Data segment
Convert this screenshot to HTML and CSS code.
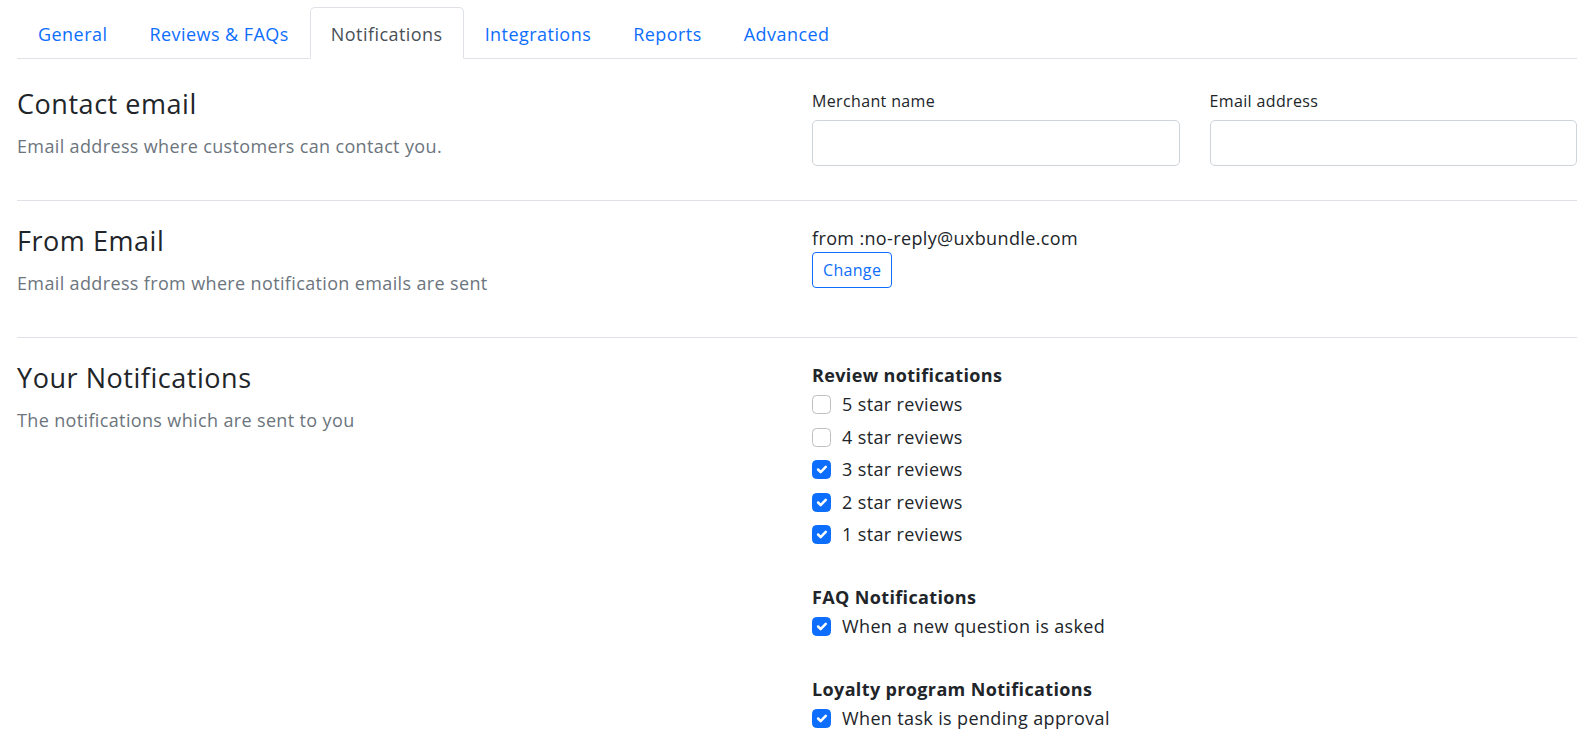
FILE: index.html
```html
<!DOCTYPE html>
<html lang="en">
<head>
<meta charset="utf-8">
<title>Notifications settings</title>
<link rel="stylesheet" href="styles.css">
</head>
<body>
<div class="page">
  <nav class="tabs">
    <a class="tab" href="#">General</a>
    <a class="tab" href="#">Reviews &amp; FAQs</a>
    <a class="tab active" href="#">Notifications</a>
    <a class="tab" href="#">Integrations</a>
    <a class="tab" href="#">Reports</a>
    <a class="tab" href="#">Advanced</a>
  </nav>

  <section class="section first">
    <div class="intro">
      <h2 class="title">Contact email</h2>
      <p class="desc">Email address where customers can contact you.</p>
    </div>
    <div class="fields">
      <div class="field">
        <label class="field-label" for="merchant">Merchant name</label>
        <input class="input" id="merchant" type="text">
      </div>
      <div class="field">
        <label class="field-label" for="email">Email address</label>
        <input class="input" id="email" type="email">
      </div>
    </div>
  </section>

  <section class="section">
    <div class="intro">
      <h2 class="title">From Email</h2>
      <p class="desc">Email address from where notification emails are sent</p>
    </div>
    <div class="from">
      <div class="from-text">from :no-reply@uxbundle.com</div>
      <button class="btn" type="button">Change</button>
    </div>
  </section>

  <section class="section last">
    <div class="intro">
      <h2 class="title">Your Notifications</h2>
      <p class="desc">The notifications which are sent to you</p>
    </div>
    <div class="groups">
      <div class="group">
        <div class="group-title">Review notifications</div>
        <label class="check"><span class="box"></span>5 star reviews</label>
        <label class="check"><span class="box"></span>4 star reviews</label>
        <label class="check"><span class="box on"><svg viewBox="0 0 20 20"><path d="m6 10 3 3 6-6"/></svg></span>3 star reviews</label>
        <label class="check"><span class="box on"><svg viewBox="0 0 20 20"><path d="m6 10 3 3 6-6"/></svg></span>2 star reviews</label>
        <label class="check"><span class="box on"><svg viewBox="0 0 20 20"><path d="m6 10 3 3 6-6"/></svg></span>1 star reviews</label>
      </div>
      <div class="group">
        <div class="group-title">FAQ Notifications</div>
        <label class="check"><span class="box on"><svg viewBox="0 0 20 20"><path d="m6 10 3 3 6-6"/></svg></span>When a new question is asked</label>
      </div>
      <div class="group">
        <div class="group-title">Loyalty program Notifications</div>
        <label class="check"><span class="box on"><svg viewBox="0 0 20 20"><path d="m6 10 3 3 6-6"/></svg></span>When task is pending approval</label>
      </div>
    </div>
  </section>
</div>
</body>
</html>
```

FILE: styles.css
```css
* { box-sizing: border-box; }
html, body { margin: 0; background: #fff; }
body {
  font-family: "Open Sans", "Noto Sans", sans-serif;
  font-size: 18px;
  line-height: 27px;
  letter-spacing: 0.02em;
  color: #212529;
}
.page { padding: 7px 10px 0 17px; }

.tabs {
  display: flex;
  border-bottom: 1px solid #dee2e6;
}
.tab {
  display: block;
  padding: 13px 20px 10px;
  line-height: 27px;
  border: 1px solid transparent;
  border-top-left-radius: 5px;
  border-top-right-radius: 5px;
  margin-bottom: -1px;
  color: #0d6efd;
  text-decoration: none;
  letter-spacing: 0.025em;
}
.tab.active {
  color: #495057;
  background: #fff;
  border-color: #dee2e6 #dee2e6 #fff;
}

.section {
  display: grid;
  grid-template-columns: 1fr 1fr;
  column-gap: 30px;
  padding: 24px 0 35px;
  border-bottom: 1px solid #dee2e6;
}
.section.first { padding-top: 29px; padding-bottom: 34px; }
.section.last { border-bottom: none; }

.title {
  margin: 0;
  font-size: 27px;
  line-height: 32px;
  font-weight: 400;
  letter-spacing: 0.02em;
  color: #212529;
}
.desc {
  margin: 13px 0 5px;
  color: #6c757d;
}

.fields {
  display: grid;
  grid-template-columns: 1fr 1fr;
  column-gap: 30px;
}
.field-label {
  display: block;
  font-size: 16px;
  line-height: 24px;
  margin: 1px 0 7px;
}
.input {
  display: block;
  width: 100%;
  height: 46px;
  border: 1px solid #ced4da;
  border-radius: 5px;
  font: inherit;
  padding: 0 14px;
  background: #fff;
}

.from-text { line-height: 27px; }
.btn {
  display: block;
  font: inherit;
  font-size: 16px;
  line-height: 24px;
  letter-spacing: 0.02em;
  padding: 5px 10px;
  color: #0d6efd;
  background: #fff;
  border: 1px solid #0d6efd;
  border-radius: 4px;
  cursor: pointer;
}

.group + .group { margin-top: 36px; }
.group-title {
  font-weight: 700;
  margin-bottom: 2px;
}
.check {
  display: flex;
  align-items: center;
  height: 27px;
  margin-bottom: 5.5px;
}
.check:last-child { margin-bottom: 0; }
.box {
  flex: none;
  width: 19px;
  height: 19px;
  border: 1px solid #bcbfc2;
  border-radius: 4.5px;
  margin-right: 11px;
  display: flex;
  align-items: center;
  justify-content: center;
  background: #fff;
}
.box.on {
  background: #0d6efd;
  border-color: #0d6efd;
}
.box svg {
  width: 17px;
  height: 17px;
  fill: none;
  stroke: #fff;
  stroke-width: 3;
  stroke-linecap: round;
  stroke-linejoin: round;
}
```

Work required
Give every line above again exactly, with no pictures.

Task response
Convert this screenshot to HTML and CSS code.
FILE: index.html
```html
<!DOCTYPE html>
<html lang="en">
<head>
<meta charset="utf-8">
<title>Notifications settings</title>
<link rel="stylesheet" href="styles.css">
</head>
<body>
<div class="page">
  <nav class="tabs">
    <a class="tab" href="#">General</a>
    <a class="tab" href="#">Reviews &amp; FAQs</a>
    <a class="tab active" href="#">Notifications</a>
    <a class="tab" href="#">Integrations</a>
    <a class="tab" href="#">Reports</a>
    <a class="tab" href="#">Advanced</a>
  </nav>

  <section class="section first">
    <div class="intro">
      <h2 class="title">Contact email</h2>
      <p class="desc">Email address where customers can contact you.</p>
    </div>
    <div class="fields">
      <div class="field">
        <label class="field-label" for="merchant">Merchant name</label>
        <input class="input" id="merchant" type="text">
      </div>
      <div class="field">
        <label class="field-label" for="email">Email address</label>
        <input class="input" id="email" type="email">
      </div>
    </div>
  </section>

  <section class="section">
    <div class="intro">
      <h2 class="title">From Email</h2>
      <p class="desc">Email address from where notification emails are sent</p>
    </div>
    <div class="from">
      <div class="from-text">from :no-reply@uxbundle.com</div>
      <button class="btn" type="button">Change</button>
    </div>
  </section>

  <section class="section last">
    <div class="intro">
      <h2 class="title">Your Notifications</h2>
      <p class="desc">The notifications which are sent to you</p>
    </div>
    <div class="groups">
      <div class="group">
        <div class="group-title">Review notifications</div>
        <label class="check"><span class="box"></span>5 star reviews</label>
        <label class="check"><span class="box"></span>4 star reviews</label>
        <label class="check"><span class="box on"><svg viewBox="0 0 20 20"><path d="m6 10 3 3 6-6"/></svg></span>3 star reviews</label>
        <label class="check"><span class="box on"><svg viewBox="0 0 20 20"><path d="m6 10 3 3 6-6"/></svg></span>2 star reviews</label>
        <label class="check"><span class="box on"><svg viewBox="0 0 20 20"><path d="m6 10 3 3 6-6"/></svg></span>1 star reviews</label>
      </div>
      <div class="group">
        <div class="group-title">FAQ Notifications</div>
        <label class="check"><span class="box on"><svg viewBox="0 0 20 20"><path d="m6 10 3 3 6-6"/></svg></span>When a new question is asked</label>
      </div>
      <div class="group">
        <div class="group-title">Loyalty program Notifications</div>
        <label class="check"><span class="box on"><svg viewBox="0 0 20 20"><path d="m6 10 3 3 6-6"/></svg></span>When task is pending approval</label>
      </div>
    </div>
  </section>
</div>
</body>
</html>
```

FILE: styles.css
```css
* { box-sizing: border-box; }
html, body { margin: 0; background: #fff; }
body {
  font-family: "Open Sans", "Noto Sans", sans-serif;
  font-size: 18px;
  line-height: 27px;
  letter-spacing: 0.02em;
  color: #212529;
}
.page { padding: 7px 10px 0 17px; }

.tabs {
  display: flex;
  border-bottom: 1px solid #dee2e6;
}
.tab {
  display: block;
  padding: 13px 20px 10px;
  line-height: 27px;
  border: 1px solid transparent;
  border-top-left-radius: 5px;
  border-top-right-radius: 5px;
  margin-bottom: -1px;
  color: #0d6efd;
  text-decoration: none;
  letter-spacing: 0.025em;
}
.tab.active {
  color: #495057;
  background: #fff;
  border-color: #dee2e6 #dee2e6 #fff;
}

.section {
  display: grid;
  grid-template-columns: 1fr 1fr;
  column-gap: 30px;
  padding: 24px 0 35px;
  border-bottom: 1px solid #dee2e6;
}
.section.first { padding-top: 29px; padding-bottom: 34px; }
.section.last { border-bottom: none; }

.title {
  margin: 0;
  font-size: 27px;
  line-height: 32px;
  font-weight: 400;
  letter-spacing: 0.02em;
  color: #212529;
}
.desc {
  margin: 13px 0 5px;
  color: #6c757d;
}

.fields {
  display: grid;
  grid-template-columns: 1fr 1fr;
  column-gap: 30px;
}
.field-label {
  display: block;
  font-size: 16px;
  line-height: 24px;
  margin: 1px 0 7px;
}
.input {
  display: block;
  width: 100%;
  height: 46px;
  border: 1px solid #ced4da;
  border-radius: 5px;
  font: inherit;
  padding: 0 14px;
  background: #fff;
}

.from-text { line-height: 27px; }
.btn {
  display: block;
  font: inherit;
  font-size: 16px;
  line-height: 24px;
  letter-spacing: 0.02em;
  padding: 5px 10px;
  color: #0d6efd;
  background: #fff;
  border: 1px solid #0d6efd;
  border-radius: 4px;
  cursor: pointer;
}

.group + .group { margin-top: 36px; }
.group-title {
  font-weight: 700;
  margin-bottom: 2px;
}
.check {
  display: flex;
  align-items: center;
  height: 27px;
  margin-bottom: 5.5px;
}
.check:last-child { margin-bottom: 0; }
.box {
  flex: none;
  width: 19px;
  height: 19px;
  border: 1px solid #bcbfc2;
  border-radius: 4.5px;
  margin-right: 11px;
  display: flex;
  align-items: center;
  justify-content: center;
  background: #fff;
}
.box.on {
  background: #0d6efd;
  border-color: #0d6efd;
}
.box svg {
  width: 17px;
  height: 17px;
  fill: none;
  stroke: #fff;
  stroke-width: 3;
  stroke-linecap: round;
  stroke-linejoin: round;
}
```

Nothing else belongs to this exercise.